How significant that when the ungodly wished to manifest their independence from God, they referred to their speech: “Our lips are our own (we can speak as we wish): who is Lord over us? (Ps 12:4). Having no Lord in their lives, thinking themselves captains of their own souls, they intended to manifest it by their very speech.

Thankfully, the believer does have a Lord, and our link with Him and likeness to Him, into whose lips “grace is poured,” should manifest itself even in our speech. Timothy was called upon to be an example of the believers in word. Our language is to be “alway with grace, seasoned with salt.” Along with all bitterness, wrath, anger, clamor, and malice, evil speaking is to be “put away” from the child of God. He is to “speak the truth in love.”
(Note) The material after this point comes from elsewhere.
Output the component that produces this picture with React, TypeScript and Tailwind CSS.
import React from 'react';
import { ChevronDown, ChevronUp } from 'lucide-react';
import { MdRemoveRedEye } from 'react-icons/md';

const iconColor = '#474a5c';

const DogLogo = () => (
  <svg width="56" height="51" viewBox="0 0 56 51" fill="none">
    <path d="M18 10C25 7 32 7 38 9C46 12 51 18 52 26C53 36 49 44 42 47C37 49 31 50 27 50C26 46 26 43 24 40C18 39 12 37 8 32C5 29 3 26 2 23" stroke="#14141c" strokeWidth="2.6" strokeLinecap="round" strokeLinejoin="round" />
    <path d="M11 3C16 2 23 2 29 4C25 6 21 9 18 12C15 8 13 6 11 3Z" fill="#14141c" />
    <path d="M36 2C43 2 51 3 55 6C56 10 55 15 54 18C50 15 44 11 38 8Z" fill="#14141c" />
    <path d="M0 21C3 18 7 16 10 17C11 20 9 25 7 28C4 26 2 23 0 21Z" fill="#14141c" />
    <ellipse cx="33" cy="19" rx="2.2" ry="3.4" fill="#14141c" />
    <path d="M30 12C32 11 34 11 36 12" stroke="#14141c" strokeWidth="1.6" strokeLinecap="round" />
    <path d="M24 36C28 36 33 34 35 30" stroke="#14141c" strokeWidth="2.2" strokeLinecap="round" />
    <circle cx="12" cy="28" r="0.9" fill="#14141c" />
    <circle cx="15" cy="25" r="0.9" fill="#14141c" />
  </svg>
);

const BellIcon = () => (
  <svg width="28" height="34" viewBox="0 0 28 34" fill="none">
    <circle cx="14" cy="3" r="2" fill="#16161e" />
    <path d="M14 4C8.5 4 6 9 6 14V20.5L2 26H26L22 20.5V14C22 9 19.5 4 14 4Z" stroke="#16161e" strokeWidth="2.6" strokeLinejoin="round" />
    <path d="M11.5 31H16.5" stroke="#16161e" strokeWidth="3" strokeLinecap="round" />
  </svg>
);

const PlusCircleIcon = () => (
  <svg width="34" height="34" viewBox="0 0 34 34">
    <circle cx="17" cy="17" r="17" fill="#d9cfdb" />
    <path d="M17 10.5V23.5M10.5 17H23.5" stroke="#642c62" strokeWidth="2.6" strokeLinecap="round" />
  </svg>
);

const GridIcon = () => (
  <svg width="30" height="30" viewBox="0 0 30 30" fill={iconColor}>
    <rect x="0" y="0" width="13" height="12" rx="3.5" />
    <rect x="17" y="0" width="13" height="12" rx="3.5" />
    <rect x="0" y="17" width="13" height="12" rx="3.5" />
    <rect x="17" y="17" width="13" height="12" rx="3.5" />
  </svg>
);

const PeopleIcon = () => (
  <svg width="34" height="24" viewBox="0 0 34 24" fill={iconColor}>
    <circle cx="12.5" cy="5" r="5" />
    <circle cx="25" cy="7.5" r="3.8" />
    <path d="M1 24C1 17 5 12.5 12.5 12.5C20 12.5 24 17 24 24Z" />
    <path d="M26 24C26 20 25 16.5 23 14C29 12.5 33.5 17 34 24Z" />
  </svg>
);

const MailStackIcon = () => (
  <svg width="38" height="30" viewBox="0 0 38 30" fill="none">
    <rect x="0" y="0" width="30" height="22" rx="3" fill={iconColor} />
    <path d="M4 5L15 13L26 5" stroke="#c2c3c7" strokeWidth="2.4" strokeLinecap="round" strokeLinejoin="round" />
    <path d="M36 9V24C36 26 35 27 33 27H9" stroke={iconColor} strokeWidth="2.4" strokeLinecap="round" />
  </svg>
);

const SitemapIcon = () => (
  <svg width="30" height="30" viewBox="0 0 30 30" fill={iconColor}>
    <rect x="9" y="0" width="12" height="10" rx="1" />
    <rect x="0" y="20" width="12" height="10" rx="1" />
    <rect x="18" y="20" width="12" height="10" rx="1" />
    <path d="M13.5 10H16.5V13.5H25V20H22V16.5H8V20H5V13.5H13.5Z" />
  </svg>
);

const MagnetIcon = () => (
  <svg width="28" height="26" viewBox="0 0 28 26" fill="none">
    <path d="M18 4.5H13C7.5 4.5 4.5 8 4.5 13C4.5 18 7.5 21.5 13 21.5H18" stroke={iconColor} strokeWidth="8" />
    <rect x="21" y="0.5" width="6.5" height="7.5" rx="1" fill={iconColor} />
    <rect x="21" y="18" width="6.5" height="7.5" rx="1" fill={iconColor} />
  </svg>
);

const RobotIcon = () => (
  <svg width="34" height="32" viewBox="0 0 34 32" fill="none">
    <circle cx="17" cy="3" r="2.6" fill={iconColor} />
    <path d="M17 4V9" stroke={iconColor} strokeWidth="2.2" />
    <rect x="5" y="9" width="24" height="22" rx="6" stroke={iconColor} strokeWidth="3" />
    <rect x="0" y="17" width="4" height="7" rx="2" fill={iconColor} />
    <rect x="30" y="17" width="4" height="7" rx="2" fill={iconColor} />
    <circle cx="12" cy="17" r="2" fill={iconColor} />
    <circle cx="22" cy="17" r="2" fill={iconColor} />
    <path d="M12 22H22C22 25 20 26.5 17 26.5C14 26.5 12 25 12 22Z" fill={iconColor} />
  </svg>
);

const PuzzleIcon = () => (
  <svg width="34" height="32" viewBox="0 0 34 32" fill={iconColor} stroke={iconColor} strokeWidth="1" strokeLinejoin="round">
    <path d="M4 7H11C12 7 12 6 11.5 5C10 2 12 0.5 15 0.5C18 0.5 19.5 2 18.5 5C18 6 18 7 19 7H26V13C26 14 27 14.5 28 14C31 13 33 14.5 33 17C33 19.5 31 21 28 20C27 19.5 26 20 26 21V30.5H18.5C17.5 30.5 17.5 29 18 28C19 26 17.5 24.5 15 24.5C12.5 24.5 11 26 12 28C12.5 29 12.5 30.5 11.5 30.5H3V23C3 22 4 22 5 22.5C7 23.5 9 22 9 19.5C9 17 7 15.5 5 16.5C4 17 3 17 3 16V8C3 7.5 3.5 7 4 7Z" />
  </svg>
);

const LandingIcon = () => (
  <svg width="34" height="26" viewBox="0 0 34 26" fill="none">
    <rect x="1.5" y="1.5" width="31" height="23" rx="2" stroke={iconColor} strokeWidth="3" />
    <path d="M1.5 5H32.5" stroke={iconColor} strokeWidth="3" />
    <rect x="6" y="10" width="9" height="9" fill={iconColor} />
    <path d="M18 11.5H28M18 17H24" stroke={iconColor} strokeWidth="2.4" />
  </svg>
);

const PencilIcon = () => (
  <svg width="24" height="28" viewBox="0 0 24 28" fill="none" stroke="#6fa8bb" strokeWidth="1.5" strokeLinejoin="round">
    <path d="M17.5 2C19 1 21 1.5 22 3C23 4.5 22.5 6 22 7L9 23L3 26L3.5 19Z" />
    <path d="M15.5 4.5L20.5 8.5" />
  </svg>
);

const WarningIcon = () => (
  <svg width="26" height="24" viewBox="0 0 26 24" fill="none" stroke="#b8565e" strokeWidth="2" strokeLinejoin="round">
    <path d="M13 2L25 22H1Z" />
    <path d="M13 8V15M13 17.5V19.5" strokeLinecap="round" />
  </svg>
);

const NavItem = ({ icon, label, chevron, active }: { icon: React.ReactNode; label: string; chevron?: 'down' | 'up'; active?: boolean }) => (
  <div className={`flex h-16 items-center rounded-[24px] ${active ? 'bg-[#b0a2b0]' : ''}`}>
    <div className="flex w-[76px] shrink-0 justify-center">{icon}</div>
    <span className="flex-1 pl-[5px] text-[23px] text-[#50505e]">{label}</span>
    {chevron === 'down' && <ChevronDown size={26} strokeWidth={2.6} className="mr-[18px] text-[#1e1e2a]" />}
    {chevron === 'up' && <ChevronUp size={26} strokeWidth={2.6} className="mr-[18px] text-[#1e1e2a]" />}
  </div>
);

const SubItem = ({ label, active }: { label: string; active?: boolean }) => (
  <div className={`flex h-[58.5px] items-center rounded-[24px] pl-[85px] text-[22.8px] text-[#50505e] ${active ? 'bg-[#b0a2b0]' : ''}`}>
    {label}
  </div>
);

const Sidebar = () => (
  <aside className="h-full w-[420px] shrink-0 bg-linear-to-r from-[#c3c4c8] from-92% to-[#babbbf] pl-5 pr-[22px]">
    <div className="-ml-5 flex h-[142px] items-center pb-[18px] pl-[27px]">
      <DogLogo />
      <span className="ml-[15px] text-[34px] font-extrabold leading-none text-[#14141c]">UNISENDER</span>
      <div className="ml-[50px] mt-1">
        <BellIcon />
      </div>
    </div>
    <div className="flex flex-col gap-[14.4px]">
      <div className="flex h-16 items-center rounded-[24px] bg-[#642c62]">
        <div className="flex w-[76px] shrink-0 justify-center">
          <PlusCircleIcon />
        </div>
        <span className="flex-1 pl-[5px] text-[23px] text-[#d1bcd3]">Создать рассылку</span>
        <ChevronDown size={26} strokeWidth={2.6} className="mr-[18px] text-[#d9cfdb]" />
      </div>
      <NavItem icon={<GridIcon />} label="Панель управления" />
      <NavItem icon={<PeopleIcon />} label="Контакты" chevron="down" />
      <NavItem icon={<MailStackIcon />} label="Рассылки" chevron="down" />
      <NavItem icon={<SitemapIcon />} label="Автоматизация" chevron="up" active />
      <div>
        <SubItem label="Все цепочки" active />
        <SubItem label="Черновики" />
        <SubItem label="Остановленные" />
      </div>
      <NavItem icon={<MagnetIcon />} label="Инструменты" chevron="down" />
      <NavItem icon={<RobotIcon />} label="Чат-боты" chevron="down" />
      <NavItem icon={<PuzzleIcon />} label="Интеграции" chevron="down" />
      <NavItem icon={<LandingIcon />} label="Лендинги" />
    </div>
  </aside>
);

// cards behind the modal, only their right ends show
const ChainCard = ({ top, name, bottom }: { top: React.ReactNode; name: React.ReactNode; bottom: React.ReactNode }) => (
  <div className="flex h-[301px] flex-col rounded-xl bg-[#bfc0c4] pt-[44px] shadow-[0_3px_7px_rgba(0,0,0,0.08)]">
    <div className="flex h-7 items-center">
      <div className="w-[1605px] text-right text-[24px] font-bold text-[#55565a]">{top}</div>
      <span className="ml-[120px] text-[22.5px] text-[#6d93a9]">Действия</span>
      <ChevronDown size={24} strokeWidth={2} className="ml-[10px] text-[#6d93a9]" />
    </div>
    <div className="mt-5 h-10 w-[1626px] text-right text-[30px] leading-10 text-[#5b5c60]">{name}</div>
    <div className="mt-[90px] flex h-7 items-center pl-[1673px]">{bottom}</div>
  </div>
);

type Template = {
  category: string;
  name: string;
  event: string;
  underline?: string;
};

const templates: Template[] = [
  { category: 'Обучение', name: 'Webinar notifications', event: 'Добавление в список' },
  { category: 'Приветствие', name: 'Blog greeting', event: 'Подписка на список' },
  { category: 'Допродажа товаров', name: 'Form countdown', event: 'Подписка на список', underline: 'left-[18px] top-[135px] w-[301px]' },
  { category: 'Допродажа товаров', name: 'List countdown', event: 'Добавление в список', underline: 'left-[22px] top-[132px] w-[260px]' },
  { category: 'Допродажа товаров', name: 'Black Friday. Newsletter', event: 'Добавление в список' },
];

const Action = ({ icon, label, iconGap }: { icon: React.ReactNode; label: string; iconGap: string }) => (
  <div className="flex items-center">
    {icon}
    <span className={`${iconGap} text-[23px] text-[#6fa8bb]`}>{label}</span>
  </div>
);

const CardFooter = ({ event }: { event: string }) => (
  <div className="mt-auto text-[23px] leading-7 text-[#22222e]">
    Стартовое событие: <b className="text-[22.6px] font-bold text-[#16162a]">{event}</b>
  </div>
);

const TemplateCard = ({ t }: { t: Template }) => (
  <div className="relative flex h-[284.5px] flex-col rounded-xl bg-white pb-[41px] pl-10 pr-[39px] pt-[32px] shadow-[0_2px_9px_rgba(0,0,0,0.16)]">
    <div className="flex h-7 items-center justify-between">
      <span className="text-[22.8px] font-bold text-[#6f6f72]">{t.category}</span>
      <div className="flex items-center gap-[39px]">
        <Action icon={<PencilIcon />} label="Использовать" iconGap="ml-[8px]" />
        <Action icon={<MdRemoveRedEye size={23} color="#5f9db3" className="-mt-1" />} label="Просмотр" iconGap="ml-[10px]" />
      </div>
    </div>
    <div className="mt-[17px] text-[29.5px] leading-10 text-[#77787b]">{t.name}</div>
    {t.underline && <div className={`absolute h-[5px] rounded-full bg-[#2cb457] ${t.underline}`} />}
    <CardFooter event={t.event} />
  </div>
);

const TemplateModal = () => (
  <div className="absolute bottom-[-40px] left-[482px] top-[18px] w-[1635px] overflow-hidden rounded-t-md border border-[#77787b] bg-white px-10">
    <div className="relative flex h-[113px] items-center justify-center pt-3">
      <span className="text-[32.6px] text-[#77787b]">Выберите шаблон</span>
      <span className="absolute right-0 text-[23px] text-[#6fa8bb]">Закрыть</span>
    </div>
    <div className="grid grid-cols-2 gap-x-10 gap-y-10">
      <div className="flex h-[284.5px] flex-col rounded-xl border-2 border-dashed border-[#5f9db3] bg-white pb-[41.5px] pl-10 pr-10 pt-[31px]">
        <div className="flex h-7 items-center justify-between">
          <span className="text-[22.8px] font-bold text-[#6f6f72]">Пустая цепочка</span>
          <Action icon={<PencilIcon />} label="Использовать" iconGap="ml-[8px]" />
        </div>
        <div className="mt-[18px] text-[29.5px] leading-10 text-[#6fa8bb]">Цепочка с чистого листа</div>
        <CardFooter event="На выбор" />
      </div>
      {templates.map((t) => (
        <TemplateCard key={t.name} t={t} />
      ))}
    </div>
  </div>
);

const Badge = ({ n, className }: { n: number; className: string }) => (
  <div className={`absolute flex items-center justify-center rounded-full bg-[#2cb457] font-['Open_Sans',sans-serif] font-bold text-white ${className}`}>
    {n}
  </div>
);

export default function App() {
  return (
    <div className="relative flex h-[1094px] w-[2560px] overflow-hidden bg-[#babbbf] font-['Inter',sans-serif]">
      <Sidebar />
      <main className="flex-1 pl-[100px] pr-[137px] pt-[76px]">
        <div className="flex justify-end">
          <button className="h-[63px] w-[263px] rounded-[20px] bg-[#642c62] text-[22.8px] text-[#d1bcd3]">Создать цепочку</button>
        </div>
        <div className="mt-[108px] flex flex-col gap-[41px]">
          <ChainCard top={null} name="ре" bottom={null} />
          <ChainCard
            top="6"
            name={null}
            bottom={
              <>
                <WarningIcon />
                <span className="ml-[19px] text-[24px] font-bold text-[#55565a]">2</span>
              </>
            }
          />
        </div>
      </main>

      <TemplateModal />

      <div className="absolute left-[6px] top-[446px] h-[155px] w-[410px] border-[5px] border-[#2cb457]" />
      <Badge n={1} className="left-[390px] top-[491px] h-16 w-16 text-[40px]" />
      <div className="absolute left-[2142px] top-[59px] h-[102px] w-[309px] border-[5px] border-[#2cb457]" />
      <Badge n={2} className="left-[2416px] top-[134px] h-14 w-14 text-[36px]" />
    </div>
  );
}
With our ears and minds being constantly bombarded by the language of godless men and woman, how can we ensure that our speech is free of the crudities and coarseness of the world? How can a new believer, perhaps in the habit, before he was saved, of using the Lord’s name irreverently, see to it that his language reflects his newfound faith? Our blessed Lord, who “spake as never man spake” gives us the key in Matthew 12:34: “…out of the abundance of the heart the mouth speaketh.” When the Word of God dwells in us richly, it will control our language as well as our lives.

On that regrettable day in Peter’s life, as he stood warming himself at the fire, those around him said, “Surely thou also art one of them; for thy speech bewrayeth thee.” In a positive sense, does our speech gives us away? Can the world listen to our language and say, “You must be a Christian. Your speech betrays you”?